Depois de olhá-lo com misericórdia, o Senhor disse a Mateus: «Segue-Me». Ele levantou-se e seguiu-O. Depois do olhar, a palavra de Jesus. Depois do amor, a missão. Mateus já não é o mesmo; mudou intimamente. O encontro com Jesus, com o seu amor misericordioso, transformou-o. E deixa para trás a mesa dos impostos, o dinheiro, a sua exclusão. Antes, ele esperava sentado para arrecadar, para tirar aos outros; agora, com Jesus, tem de se levantar para dar, para entregar, para se dar aos outros. Jesus olhou-o, e Mateus encontrou a alegria no serviço. Para Mateus e para quantos sentiram sobre si o olhar de Jesus, os compatriotas deixam de ser aqueles à custa de quem «se vive», usando e abusando deles. O olhar de Jesus gera uma atividade missionária, de serviço, de entrega. O seu amor cura as nossas miopias e incita-nos a olhar mais além, a não nos determos nas aparências ou no politicamente correto.

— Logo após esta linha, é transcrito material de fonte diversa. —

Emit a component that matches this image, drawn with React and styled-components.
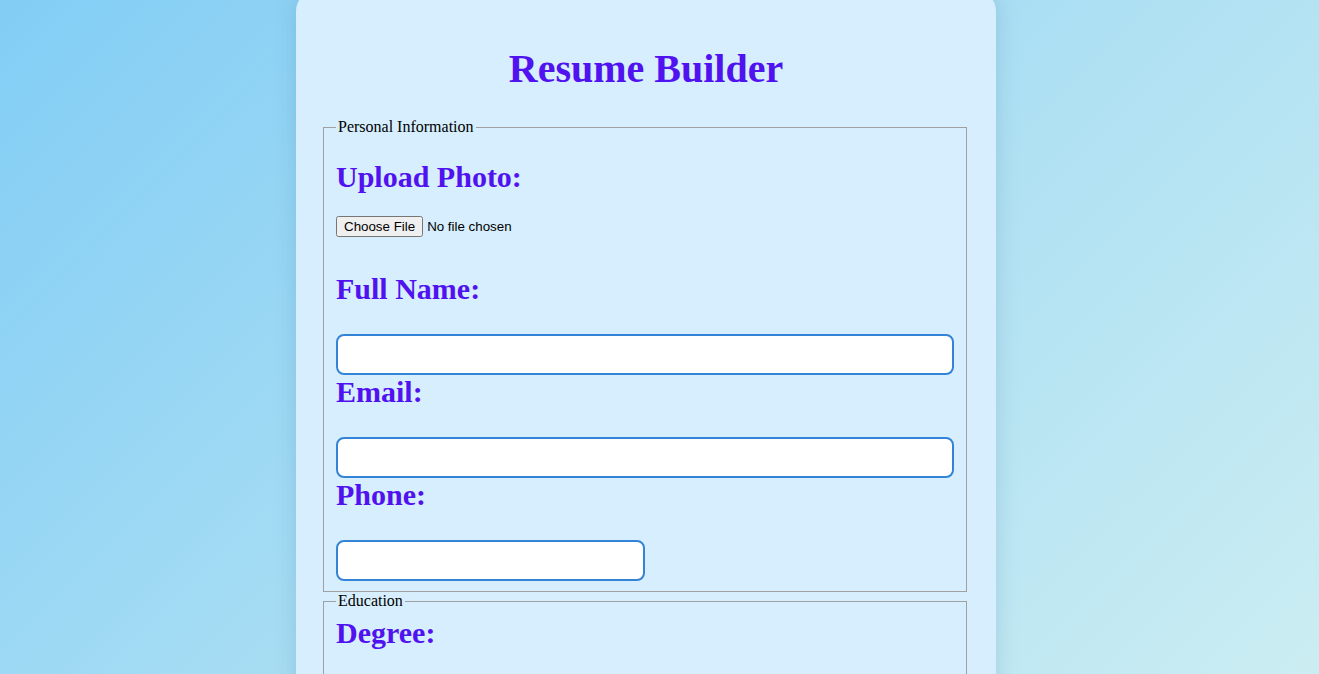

Jesus vai à frente, precede-nos, abre o caminho e convida-nos a segui-Lo. Convida-nos a ir superando lentamente os nossos preconceitos, as nossas resistências à mudança dos outros e até de nós mesmos. Desafia-nos dia a dia com a pergunta: Crês tu? Crês que é possível que um arrecadador de impostos se transforme num servidor? Crês que é possível um traidor transformar-se num amigo? Crês que é possível o filho de um carpinteiro ser o Filho de Deus? O seu olhar transforma os nossos olhares, o seu coração transforma o nosso coração. Deus é Pai que procura a salvação de todos os seus filhos.

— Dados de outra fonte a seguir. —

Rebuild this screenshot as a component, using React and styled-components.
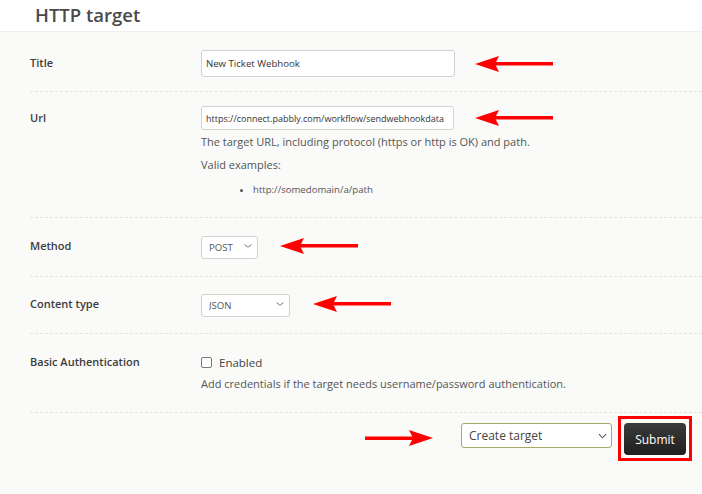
import React from "react";
import styled, { createGlobalStyle } from "styled-components";

const Global = createGlobalStyle`
  html, body { margin: 0; padding: 0; background: #fafaf9; }
  body { font-family: "Open Sans", "Noto Sans", sans-serif; color: #333; }
  * { box-sizing: border-box; }
`;

const Page = styled.div`
  width: 702px;
  height: 494px;
  background: #fafaf9;
  overflow: hidden;
`;

const Header = styled.header`
  height: 32px;
  background: #ffffff;
  border-bottom: 1px solid #efefed;
  padding-left: 35px;
`;

const Heading = styled.h1`
  margin: 0;
  font-size: 18.5px;
  line-height: 30px;
  font-weight: 600;
  color: #4a4a4a;
`;

const Form = styled.div`
  padding-left: 30px;
`;

const Row = styled.div`
  display: grid;
  grid-template-columns: 171px 1fr;
  align-items: start;
  padding-top: ${(p) => p.$top}px;
  padding-bottom: ${(p) => p.$bottom}px;
  border-bottom: 1px dashed #e4e4e2;
`;

const Label = styled.div`
  font-size: 11px;
  font-weight: 600;
  color: #3c3c3c;
  line-height: ${(p) => p.$lh || 24}px;
`;

const Field = styled.div`
  display: flex;
  flex-direction: column;
`;

const ControlLine = styled.div`
  display: flex;
  align-items: center;
`;

const TextInput = styled.input`
  width: ${(p) => p.$w}px;
  height: ${(p) => p.$h}px;
  border: 1px solid #d2d2d0;
  border-radius: 3px;
  background: #fff;
  font-family: "Open Sans", "Noto Sans", sans-serif;
  font-size: ${(p) => p.$fs || 9.6}px;
  color: #333;
  padding: 0 4px;
  outline: none;
`;

const SelectWrap = styled.div`
  position: relative;
  width: ${(p) => p.$w}px;
  height: ${(p) => p.$h}px;
  margin-top: ${(p) => p.$mt || 0}px;
`;

const Select = styled.select`
  appearance: none;
  -webkit-appearance: none;
  width: 100%;
  height: 100%;
  border: 1px solid ${(p) => (p.$accent ? "#a9a968" : "#d2d2d0")};
  border-radius: 3px;
  background: #fff;
  font-family: "Open Sans", "Noto Sans", sans-serif;
  font-size: ${(p) => p.$fs || 9.6}px;
  color: ${(p) => (p.$accent ? "#444" : "#555")};
  padding: 0 ${(p) => p.$pad || 7}px;
  outline: none;
`;

const Chevron = styled.svg`
  position: absolute;
  right: ${(p) => p.$r || 6}px;
  top: 50%;
  transform: translateY(-50%);
  pointer-events: none;
`;

const Help = styled.p`
  margin: 0;
  font-size: 11px;
  line-height: 23px;
  color: #555;
`;

const List = styled.ul`
  margin: 0;
  padding-left: 52px;
  font-size: 9.6px;
  line-height: 28px;
  color: #555;
  li::marker { font-size: 9px; }
`;

const CheckLabel = styled.label`
  display: flex;
  align-items: center;
  gap: 7px;
  height: 20px;
  font-size: 11.5px;
  color: #444;
`;

const Box = styled.span`
  width: 11px;
  height: 11px;
  border: 1px solid #777;
  border-radius: 2px;
  background: #fff;
`;

const Actions = styled.div`
  display: flex;
  justify-content: flex-end;
  align-items: flex-start;
  padding: 3px 10px 0 0;
`;

const SubmitFrame = styled.div`
  margin-left: 6px;
  border: 3px solid #f00;
  padding: 4px 3px 3px 3px;
`;

const Submit = styled.button`
  display: block;
  width: 62px;
  height: 32px;
  border: none;
  border-radius: 4px;
  background: linear-gradient(#3b3b3b, #1f1f1f);
  color: #fff;
  font-family: "Open Sans", "Noto Sans", sans-serif;
  font-size: 12px;
`;

const ArrowSvg = styled.svg`
  margin-left: ${(p) => p.$ml}px;
  margin-right: ${(p) => p.$mr || 0}px;
  margin-top: ${(p) => p.$mt || 0}px;
  flex: none;
  align-self: ${(p) => (p.$mt ? "flex-start" : "center")};
`;

function Arrow({ ml, mr, mt, right, w = 78 }) {
  return (
    <ArrowSvg $ml={ml} $mr={mr} $mt={mt} width={w} height="18" viewBox={`0 0 ${w} 18`}>
      {right ? (
        <>
          <rect x="0" y="7.5" width={w - 20} height="3.5" fill="#f00" />
          <polygon points={`${w},9 ${w - 24},1 ${w - 20},9 ${w - 24},17`} fill="#f00" />
        </>
      ) : (
        <>
          <rect x="18" y="7" width={w - 18} height="3.5" fill="#f00" />
          <polygon points="0,9 24,1 20,9 24,17" fill="#f00" />
        </>
      )}
    </ArrowSvg>
  );
}

function Caret({ r, size = 8 }) {
  return (
    <Chevron $r={r} width={size} height={size * 0.6} viewBox="0 0 10 6">
      <path d="M1 1 L5 5 L9 1" fill="none" stroke="#555" strokeWidth="1.2" />
    </Chevron>
  );
}

export default function App() {
  return (
    <Page>
      <Global />
      <Header>
        <Heading>HTTP target</Heading>
      </Header>
      <Form>
        <Row $top={18} $bottom={14}>
          <Label $lh={26}>Title</Label>
          <ControlLine>
            <TextInput $w={254} $h={27} defaultValue="New Ticket Webhook" />
            <Arrow ml={20} />
          </ControlLine>
        </Row>
        <Row $top={14} $bottom={13}>
          <Label $lh={24}>Url</Label>
          <Field>
            <ControlLine>
              <TextInput
                $w={253}
                $h={24}
                $fs={9}
                defaultValue="https://connect.pabbly.com/workflow/sendwebhookdata"
              />
              <Arrow ml={21} />
            </ControlLine>
            <Help>The target URL, including protocol (https or http is OK) and path.</Help>
            <Help>Valid examples:</Help>
            <List>
              <li>http://somedomain/a/path</li>
            </List>
          </Field>
        </Row>
        <Row $top={16} $bottom={19}>
          <Label $lh={23}>Method</Label>
          <ControlLine>
            <SelectWrap $w={57} $h={23}>
              <Select defaultValue="POST">
                <option>POST</option>
              </Select>
              <Caret r={6} />
            </SelectWrap>
            <Arrow ml={22} />
          </ControlLine>
        </Row>
        <Row $top={15} $bottom={18}>
          <Label $lh={23}>Content type</Label>
          <ControlLine>
            <SelectWrap $w={89} $h={23}>
              <Select defaultValue="JSON">
                <option>JSON</option>
              </Select>
              <Caret r={6} />
            </SelectWrap>
            <Arrow ml={23} />
          </ControlLine>
        </Row>
        <Row $top={18} $bottom={17}>
          <Label $lh={20}>Basic Authentication</Label>
          <Field>
            <CheckLabel>
              <Box />
              Enabled
            </CheckLabel>
            <Help>Add credentials if the target needs username/password authentication.</Help>
          </Field>
        </Row>
      </Form>
      <Actions>
        <Arrow right ml={0} mr={28} mt={13} w={68} />
        <SelectWrap $w={151} $h={25} $mt={7}>
          <Select $accent $fs={12} $pad={7} defaultValue="Create target">
            <option>Create target</option>
          </Select>
          <Caret r={5} size={9} />
        </SelectWrap>
        <SubmitFrame>
          <Submit>Submit</Submit>
        </SubmitFrame>
      </Actions>
    </Page>
  );
}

Deixemo-nos olhar pelo Senhor na oração, na Eucaristia, na Confissão, nos nossos irmãos, especialmente naqueles que se sentem postos de lado, que se sentem mais sozinhos. E aprendamos a olhar como Ele nos olha. Partilhemos a sua ternura e misericórdia pelos doentes, os presos, os idosos e as famílias em dificuldade. Uma vez mais somos chamados a aprender de Jesus, que sempre olha o que há de mais autêntico em cada pessoa, isto é, a imagem de seu Pai.

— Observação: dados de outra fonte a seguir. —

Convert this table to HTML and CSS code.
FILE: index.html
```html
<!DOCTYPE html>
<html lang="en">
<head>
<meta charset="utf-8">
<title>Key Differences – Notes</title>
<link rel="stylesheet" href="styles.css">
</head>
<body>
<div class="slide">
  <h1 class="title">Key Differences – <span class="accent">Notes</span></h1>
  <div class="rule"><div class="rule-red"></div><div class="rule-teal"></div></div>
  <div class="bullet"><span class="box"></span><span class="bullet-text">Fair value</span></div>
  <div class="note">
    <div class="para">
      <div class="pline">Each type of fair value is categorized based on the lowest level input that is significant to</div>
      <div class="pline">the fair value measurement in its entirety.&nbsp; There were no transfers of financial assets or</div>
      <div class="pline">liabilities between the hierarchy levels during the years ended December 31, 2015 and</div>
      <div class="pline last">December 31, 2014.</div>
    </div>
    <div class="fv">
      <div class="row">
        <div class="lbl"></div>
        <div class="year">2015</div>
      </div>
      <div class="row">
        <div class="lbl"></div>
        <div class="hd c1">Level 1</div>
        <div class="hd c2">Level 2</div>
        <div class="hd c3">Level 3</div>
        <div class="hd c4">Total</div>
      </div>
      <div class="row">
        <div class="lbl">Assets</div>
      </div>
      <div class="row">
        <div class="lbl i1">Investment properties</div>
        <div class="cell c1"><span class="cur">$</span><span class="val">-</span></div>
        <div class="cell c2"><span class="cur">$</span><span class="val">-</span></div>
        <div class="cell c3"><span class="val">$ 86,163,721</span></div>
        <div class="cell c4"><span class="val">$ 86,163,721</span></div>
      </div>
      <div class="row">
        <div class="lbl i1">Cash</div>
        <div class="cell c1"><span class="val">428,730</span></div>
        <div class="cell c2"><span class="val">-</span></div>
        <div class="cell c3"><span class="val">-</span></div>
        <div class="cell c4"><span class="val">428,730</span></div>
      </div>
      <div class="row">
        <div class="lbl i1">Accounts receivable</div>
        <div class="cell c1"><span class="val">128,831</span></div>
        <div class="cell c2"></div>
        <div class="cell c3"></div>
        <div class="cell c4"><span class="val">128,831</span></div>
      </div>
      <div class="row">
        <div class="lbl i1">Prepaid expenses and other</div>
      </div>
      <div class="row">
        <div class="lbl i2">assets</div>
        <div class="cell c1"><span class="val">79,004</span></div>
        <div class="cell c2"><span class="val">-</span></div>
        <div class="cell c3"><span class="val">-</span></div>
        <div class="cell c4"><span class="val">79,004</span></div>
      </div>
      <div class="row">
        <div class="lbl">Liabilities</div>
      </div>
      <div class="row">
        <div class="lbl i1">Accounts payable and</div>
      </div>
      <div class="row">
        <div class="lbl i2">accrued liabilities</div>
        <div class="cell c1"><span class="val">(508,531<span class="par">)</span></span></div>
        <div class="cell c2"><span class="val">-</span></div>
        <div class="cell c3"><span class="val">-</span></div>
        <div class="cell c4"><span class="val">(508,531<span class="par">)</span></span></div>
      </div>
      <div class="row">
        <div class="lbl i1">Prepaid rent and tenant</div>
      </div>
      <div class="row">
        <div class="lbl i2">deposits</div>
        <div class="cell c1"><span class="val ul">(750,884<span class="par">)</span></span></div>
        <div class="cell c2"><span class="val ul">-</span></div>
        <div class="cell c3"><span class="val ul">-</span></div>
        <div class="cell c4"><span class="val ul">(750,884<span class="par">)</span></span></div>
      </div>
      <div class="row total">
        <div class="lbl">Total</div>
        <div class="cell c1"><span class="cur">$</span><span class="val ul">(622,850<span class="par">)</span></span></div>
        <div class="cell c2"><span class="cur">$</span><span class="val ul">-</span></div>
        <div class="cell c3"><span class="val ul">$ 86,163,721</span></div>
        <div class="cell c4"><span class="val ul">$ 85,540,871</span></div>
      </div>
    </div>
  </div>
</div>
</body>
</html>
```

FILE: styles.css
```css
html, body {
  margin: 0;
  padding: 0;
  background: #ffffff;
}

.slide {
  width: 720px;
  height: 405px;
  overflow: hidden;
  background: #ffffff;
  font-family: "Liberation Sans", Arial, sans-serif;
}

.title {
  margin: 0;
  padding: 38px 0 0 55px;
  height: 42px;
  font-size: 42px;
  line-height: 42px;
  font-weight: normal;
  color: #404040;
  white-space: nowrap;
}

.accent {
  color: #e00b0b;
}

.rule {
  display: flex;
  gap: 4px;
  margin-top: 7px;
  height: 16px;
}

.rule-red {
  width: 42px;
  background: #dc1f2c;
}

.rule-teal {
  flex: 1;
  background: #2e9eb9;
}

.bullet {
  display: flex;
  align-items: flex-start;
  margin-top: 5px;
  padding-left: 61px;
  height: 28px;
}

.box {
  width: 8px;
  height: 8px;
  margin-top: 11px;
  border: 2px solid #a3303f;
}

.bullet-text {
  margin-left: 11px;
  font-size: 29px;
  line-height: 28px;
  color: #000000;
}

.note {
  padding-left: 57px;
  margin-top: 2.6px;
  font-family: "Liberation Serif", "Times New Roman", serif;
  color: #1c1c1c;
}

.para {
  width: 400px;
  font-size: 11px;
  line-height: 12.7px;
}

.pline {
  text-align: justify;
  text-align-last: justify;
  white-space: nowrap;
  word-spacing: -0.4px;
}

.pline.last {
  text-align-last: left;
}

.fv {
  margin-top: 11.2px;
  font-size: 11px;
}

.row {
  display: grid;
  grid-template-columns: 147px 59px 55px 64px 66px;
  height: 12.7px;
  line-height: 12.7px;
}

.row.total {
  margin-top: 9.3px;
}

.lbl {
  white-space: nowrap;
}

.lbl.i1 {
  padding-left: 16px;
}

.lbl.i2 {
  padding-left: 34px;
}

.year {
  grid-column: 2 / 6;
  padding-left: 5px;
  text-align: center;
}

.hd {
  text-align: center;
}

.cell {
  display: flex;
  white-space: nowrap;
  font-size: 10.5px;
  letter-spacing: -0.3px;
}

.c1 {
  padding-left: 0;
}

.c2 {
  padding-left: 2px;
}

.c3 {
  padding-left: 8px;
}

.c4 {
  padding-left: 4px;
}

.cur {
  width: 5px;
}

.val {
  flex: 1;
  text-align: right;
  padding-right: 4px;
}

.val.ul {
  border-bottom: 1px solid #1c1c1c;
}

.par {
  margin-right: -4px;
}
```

Sei do grande esforço e sacrifício com que a Igreja em Cuba trabalha para levar a todos, mesmo nos lugares mais remotos, a palavra e a presença de Cristo. Menção especial merecem aqui as chamadas «casas de missão» que permitem a muitas pessoas, dada a escassez de templos e sacerdotes, ter um espaço para a oração, a escuta da Palavra, a catequese e a vida comunitária. São pequenos sinais da presença de Deus na nossa terra e uma ajuda diária para tornar vivas estas palavras do apóstolo Paulo: «Exorto-vos, pois, a que procedais de um modo digno do chamamento que recebestes; com toda a humildade e mansidão, com paciência: suportando-vos uns aos outros no amor, esforçando-vos por manter a unidade do Espírito, mediante o vínculo da paz» (Ef 4, 1-3).
Quero agora dirigir o olhar para Maria, Virgem da Caridade do Cobre, que Cuba acolheu nos seus braços abrindo-Lhe as suas portas para sempre, e peço-Lhe que mantenha, sobre todos e cada um dos filhos desta nobre nação, o seu olhar materno e que estes seus «olhos misericordiosos» velem sempre por cada um de vós, vossas casas, famílias, pelas pessoas que possam sentir que não há lugar para elas. Que Ela nos guarde a todos, como guardou Jesus no seu amor.